# Suprefract injection



## Jillyhen (Dec 17, 2009)

Hello ladies

Ive just started my 3rd round of ivf and this time the clinic have put me on the suprefact injection as the last time i was always bunged up and they couldnt guarantee that i was getting it all. 

Is it normal to get side affects so soon?? Im only on day 5 and im so tired,crampy and my headaches on & off. 

Thanks

Jillyhen


----------



## MissE (Feb 19, 2010)

Hi jilly, yes I think it is normal to get side effects so soon. I used injections for my last cycle and had side effects from about day 4. Good to know it is working but sorry u r being so badly affected. Get plenty of rest and drink loads, it'll help settle the headaches. 

Emma xx


----------



## Jillyhen (Dec 17, 2009)

Ah MissE

The cramps is unreal, but maybe thats af starting to rear her ugly head.

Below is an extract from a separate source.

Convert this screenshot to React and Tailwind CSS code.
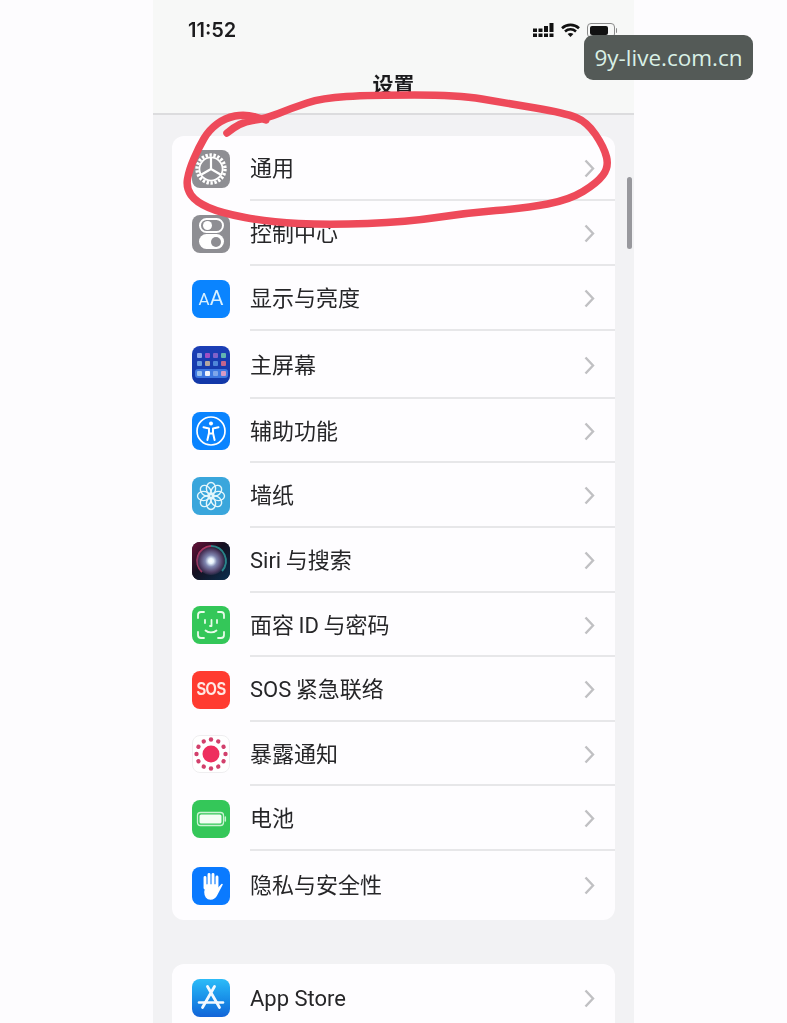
import { useId } from "react";

const cjk = "font-['Roboto','Noto_Sans_CJK_SC',sans-serif]";

function IconBox({ className, children }) {
    return (
        <div className={"flex h-[38px] w-[38px] shrink-0 items-center justify-center overflow-hidden rounded-[8px] " + className}>
            {children}
        </div>
    );
}

function GearIcon() {
    return (
        <IconBox className="bg-[#8e8e93]">
            <svg width="38" height="38" viewBox="0 0 38 38" fill="none" stroke="#fff">
                <circle cx="19" cy="19" r="14" strokeWidth="3.4" strokeDasharray="2.4 1.6" />
                <circle cx="19" cy="19" r="11.6" strokeWidth="1.8" />
                <path d="M19 19V8M19 19 9.500 24.500M19 19 28.500 24.500" strokeWidth="2.2" />
            </svg>
        </IconBox>
    );
}

function ControlIcon() {
    return (
        <IconBox className="bg-[#8e8e93]">
            <div className="flex flex-col gap-[1.5px]">
                <div className="flex h-[15px] w-[25px] items-center justify-start rounded-full border-2 border-white px-[2px]">
                    <div className="h-[9px] w-[9px] rounded-full bg-white" />
                </div>
                <div className="flex h-[15px] w-[25px] items-center justify-end rounded-full bg-white px-[3px]">
                    <div className="h-[10px] w-[10px] rounded-full bg-[#8e8e93]" />
                </div>
            </div>
        </IconBox>
    );
}

function DisplayIcon() {
    return (
        <IconBox className="bg-[#0a84ff]">
            <span className="font-['Roboto',sans-serif] leading-none text-[#d9f1ff]">
                <span className="text-[17px]">A</span>
                <span className="text-[21px]">A</span>
            </span>
        </IconBox>
    );
}

function HomeIcon() {
    const cells = ["#8aa6e8", "#a04fc4", "#8062c8", "#63b5b0", "#6a9ce0", "#b3a59f", "#4f86d8", "#c2658c"];
    const dock = ["#9cc4f0", "#f2f4fa", "#7fa6ea", "#d79ac4"];
    return (
        <IconBox className="bg-gradient-to-b from-[#1c3fb6] to-[#1238a8]">
            <div className="flex flex-col items-center gap-[3px]">
                <div className="grid grid-cols-4 gap-[3px]">
                    {cells.map((c, i) => (
                        <div key={i} className="h-[5px] w-[5px] rounded-[1px]" style={{ background: c }} />
                    ))}
                </div>
                <div className="grid grid-cols-4 gap-[3px] rounded-[3px] bg-[#3f78e0] px-[2px] py-[2px]">
                    {dock.map((c, i) => (
                        <div key={i} className="h-[5px] w-[5px] rounded-[1px]" style={{ background: c }} />
                    ))}
                </div>
            </div>
        </IconBox>
    );
}

function AccessIcon() {
    return (
        <IconBox className="bg-[#0a84ff]">
            <svg width="38" height="38" viewBox="0 0 38 38" fill="none" stroke="#fff">
                <circle cx="19" cy="19" r="14" strokeWidth="1.7" />
                <circle cx="19" cy="11.5" r="2" fill="#fff" stroke="none" />
                <path d="M11.5 15.2 17 16.400V21L15.400 28M26.500 15.200 21 16.400V21L22.600 28M17 21.500H21" strokeWidth="2" strokeLinecap="round" strokeLinejoin="round" />
            </svg>
        </IconBox>
    );
}

function WallpaperIcon() {
    const angles = [0, 45, 90, 135, 180, 225, 270, 315];
    return (
        <IconBox className="bg-[#3aa6dc]">
            <svg width="38" height="38" viewBox="0 0 38 38" fill="none" stroke="#e4f6fb" strokeWidth="1.4">
                {angles.map((a) => (
                    <ellipse key={a} cx="19" cy="11.5" rx="4.6" ry="6" transform={`rotate(${a} 19 19)`} />
                ))}
                <circle cx="19" cy="19" r="3" />
            </svg>
        </IconBox>
    );
}

function SiriIcon() {
    const id = useId();
    return (
        <IconBox className="bg-[#0b0f1e]">
            <svg width="38" height="38" viewBox="0 0 38 38">
                <defs>
                    <linearGradient id={id + "bg"} x1="0" y1="0" x2="1" y2="1">
                        <stop offset="0" stopColor="#6a1038" />
                        <stop offset="0.45" stopColor="#141020" />
                        <stop offset="1" stopColor="#0a3050" />
                    </linearGradient>
                    <radialGradient id={id + "core"}>
                        <stop offset="0" stopColor="#ffffff" />
                        <stop offset="0.18" stopColor="#e6f2fb" />
                        <stop offset="0.42" stopColor="#7f86b0" />
                        <stop offset="0.8" stopColor="#4f3f66" />
                        <stop offset="1" stopColor="#4f3f66" stopOpacity="0.3" />
                    </radialGradient>
                </defs>
                <rect width="38" height="38" fill={`url(#${id}bg)`} />
                <path d="M10 30A15 15 0 0 1 19 4" fill="none" stroke="#c8406f" strokeWidth="2" opacity="0.8" />
                <path d="M19 4A15 15 0 0 1 30 29" fill="none" stroke="#2f9fa0" strokeWidth="2" opacity="0.8" />
                <circle cx="19" cy="19" r="14" fill={`url(#${id}core)`} />
            </svg>
        </IconBox>
    );
}

function FaceIcon() {
    return (
        <IconBox className="bg-[#34c759]">
            <svg width="38" height="38" viewBox="0 0 38 38" fill="none" stroke="#e8fbe9" strokeWidth="1.8" strokeLinecap="round" strokeLinejoin="round">
                <path d="M6 12V9a3 3 0 0 1 3-3h3M26 6h3a3 3 0 0 1 3 3v3M32 26v3a3 3 0 0 1-3 3h-3M12 32H9a3 3 0 0 1-3-3v-3" />
                <path d="M13 14v3M25 14v3M19.500 14v6h-1.500M13.500 24.500c3 2.600 8 2.600 11 0" />
            </svg>
        </IconBox>
    );
}

function SosIcon() {
    return (
        <IconBox className="bg-[#ff3b30]">
            <span className="font-['Liberation_Sans',sans-serif] text-[14.5px] font-bold tracking-[-0.5px] text-[#ffe9e4] [transform:scaleY(1.3)]">SOS</span>
        </IconBox>
    );
}

function ExposureIcon() {
    const big = [0, 30, 60, 90, 120, 150, 180, 210, 240, 270, 300, 330];
    return (
        <IconBox className="border border-[#efeef0] bg-white">
            <svg width="38" height="38" viewBox="0 0 38 38" fill="#ee2e5e" className="shrink-0">
                <circle cx="19" cy="19" r="8.5" />
                {big.map((a) => (
                    <circle key={a} cx="19" cy="4.500" r="2.2" fill="#d2406c" transform={`rotate(${a} 19 19)`} />
                ))}
            </svg>
        </IconBox>
    );
}

function BatteryIcon() {
    return (
        <IconBox className="bg-[#34c759]">
            <svg width="38" height="38" viewBox="0 0 38 38" fill="none">
                <rect x="5.500" y="12.500" width="26" height="13" rx="3" stroke="#c9f3d2" strokeWidth="1.300" />
                <rect x="7.500" y="14.500" width="22" height="9" rx="1.600" fill="#f2fdf3" />
                <path d="M33.300 17v4" stroke="#c9f3d2" strokeWidth="1.500" strokeLinecap="round" />
            </svg>
        </IconBox>
    );
}

function HandIcon() {
    return (
        <IconBox className="bg-[#0a7aff]">
            <svg width="38" height="38" viewBox="0 0 38 38" fill="none" stroke="#fff" strokeWidth="2.900" strokeLinecap="round" strokeLinejoin="round">
                <path d="M13 10.500V21M17 7.500V19M21 7.500V19M25 10V21" />
                <path d="M14.500 18H24V24L30 17.500 24.500 28C23 31 20.500 32 18.500 32C15 32 13 29 13 25Z" fill="#fff" strokeWidth="1.600" />
            </svg>
        </IconBox>
    );
}

function AppStoreIcon() {
    return (
        <IconBox className="bg-gradient-to-b from-[#2dbcf8] to-[#1464d8]">
            <svg width="38" height="38" viewBox="0 0 38 38" fill="none" stroke="#f2f9ff" strokeLinecap="round">
                <path d="M15.500 7.500 27.500 28.500M22.500 7.500 10.500 28.500" strokeWidth="2.800" />
                <path d="M7 23.500H31" strokeWidth="2.600" />
            </svg>
        </IconBox>
    );
}

function Chevron() {
    return (
        <svg width="11" height="19" viewBox="0 0 11 19" fill="none" stroke="#c0c0c3" strokeWidth="2.400" className="shrink-0">
            <path d="M1.500 1.500 9 9.500 1.500 17.500" />
        </svg>
    );
}

function Row({ icon, label, height, last }) {
    return (
        <div className={"flex items-center gap-5 pl-5 " + height}>
            {icon}
            <div className={"flex h-full min-w-0 flex-1 items-center justify-between pr-5 " + (last ? "" : "border-b-2 border-[#e7e7e9] pt-[2px]")}>
                <span className={cjk + " text-[22px] text-[#262628]"}>{label}</span>
                <Chevron />
            </div>
        </div>
    );
}

const rows = [
    { icon: <GearIcon />, label: "通用", height: "h-[65px]" },
    { icon: <ControlIcon />, label: "控制中心", height: "h-[65px]" },
    { icon: <DisplayIcon />, label: "显示与亮度", height: "h-[65px]" },
    { icon: <HomeIcon />, label: "主屏幕", height: "h-[68px]" },
    { icon: <AccessIcon />, label: "辅助功能", height: "h-[64px]" },
    { icon: <WallpaperIcon />, label: "墙纸", height: "h-[65px]" },
    { icon: <SiriIcon />, label: "Siri\u2009与搜索", height: "h-[65px]" },
    { icon: <FaceIcon />, label: "面容\u2009ID\u2009与密码", height: "h-[64px]" },
    { icon: <SosIcon />, label: "SOS\u2009紧急联络", height: "h-[65px]" },
    { icon: <ExposureIcon />, label: "暴露通知", height: "h-[64px]" },
    { icon: <BatteryIcon />, label: "电池", height: "h-[65px]" },
    { icon: <HandIcon />, label: "隐私与安全性", height: "h-[69px]", last: true },
];

function StatusIcons() {
    return (
        <div className="flex items-center gap-[7px]">
            <svg width="21" height="15" viewBox="0 0 21 15" fill="#111">
                <path d="M0 5.500h4v3.500H0zM0 10.500h4V14H0zM5.500 5.500h4v3.500h-4zM5.500 10.500h4V14h-4zM11 3h4v6h-4zM11 10.500h4V14h-4zM16.500 0h4v9h-4zM16.500 10.500h4V14h-4z" />
            </svg>
            <svg width="19" height="15" viewBox="0 0 19 15" fill="none" stroke="#111" strokeWidth="2.600">
                <path d="M1 5.200C5.800.8 13.200.8 18 5.200M4 8.400c3.200-2.800 7.800-2.800 11 0" />
                <path d="M9.500 14 6.600 10.900c1.700-1.300 4.100-1.300 5.800 0Z" fill="#111" stroke="none" />
            </svg>
            <div className="flex items-center gap-[1px]">
                <div className="flex h-[15px] w-[28px] items-center rounded-[4px] border border-[#8a8a8a] p-[2px]">
                    <div className="h-full w-[18px] rounded-[2px] bg-[#111]" />
                </div>
                <div className="h-[5px] w-[1.5px] rounded-r bg-[#8a8a8a]" />
            </div>
        </div>
    );
}

// turn the hand drawn points into a smooth line
const marker = [
    [227, 133], [240, 122], [265, 119], [292, 108], [322, 98], [371, 95], [458, 95], [506, 103],
    [565, 113], [587, 122], [604, 147], [609, 167], [597, 183], [569, 200], [526, 208], [466, 213],
    [407, 222], [328, 225], [269, 222], [221, 213], [196, 202], [186, 188], [189, 170], [199, 147],
    [209, 130], [225, 118], [245, 114], [266, 120],
];

function markerPath(pts) {
    let d = `M${pts[0][0]} ${pts[0][1]}`;
    for (let i = 1; i < pts.length - 1; i++) {
        const mx = (pts[i][0] + pts[i + 1][0]) / 2;
        const my = (pts[i][1] + pts[i + 1][1]) / 2;
        d += ` Q${pts[i][0]} ${pts[i][1]} ${mx} ${my}`;
    }
    const end = pts[pts.length - 1];
    return d + ` L${end[0]} ${end[1]}`;
}

export default function App() {
    return (
        <div className={"relative h-[1023px] w-full overflow-hidden bg-[#fdfcfe] " + cjk}>

            {/* Phone */}
            <div className="mx-auto flex h-full w-[481px] flex-col bg-[#f2f2f4] blur-[0.5px]">

                {/* Header */}
                <div className="flex h-[115px] shrink-0 flex-col border-b-2 border-[#dcdcde] bg-[#f7f8f7]">
                    <div className="flex items-center justify-between pl-[35px] pr-[17px] pt-[16px]">
                        <span className="font-['Inter',sans-serif] text-[20px] font-semibold leading-[28px] text-[#1c1c1e]">11:52</span>
                        <StatusIcons />
                    </div>
                    <div className="mt-[25px] text-center text-[21px] font-semibold leading-[32px] text-[#1c1c1e]">设置</div>
                </div>

                {/* Settings list */}
                <div className="mx-[19px] mt-[21px] shrink-0 overflow-hidden rounded-[12px] bg-[#fefdff]">
                    {rows.map((r) => (
                        <Row key={r.label} {...r} />
                    ))}
                </div>

                <div className="mx-[19px] mt-[44px] flex-1 overflow-hidden rounded-t-[12px] bg-[#fefdff]">
                    <Row icon={<AppStoreIcon />} label="App Store" height="h-[68px]" last />
                </div>
            </div>

            {/* Scroll bar */}
            <div className="absolute left-[627px] top-[177px] h-[72px] w-[5px] rounded-full bg-[#98989d]" />

            {/* Red marker */}
            <svg className="pointer-events-none absolute inset-0" width="787" height="1023" fill="none">
                <path d={markerPath(marker)} stroke="#ee4a5a" strokeWidth="7.5" strokeLinecap="round" strokeLinejoin="round" />
            </svg>

            {/* Watermark */}
            <div className="absolute left-[584px] top-[35px] flex h-[45px] w-[169px] items-center justify-center rounded-[9px] bg-[#545a57] font-['Open_Sans',sans-serif] text-[22.5px] text-[#d9f0e6]">
                9y-live.com.cn
            </div>
        </div>
    );
}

Im so irritable as well, i got my renewal in for car insurance and my poor hubby thought i was gonna stab the poor chap thru the phone!!

How are you doing?

Jillyhen


----------



## Fingers crossed xx (May 5, 2012)

Hey jillyhen how are u?xx


----------



## Jillyhen (Dec 17, 2009)

hey

You got your name changed

Im doin ok, just wanting to get the scan done tomorrow to see how things are going?

Not long now for you.

Jillyhen


----------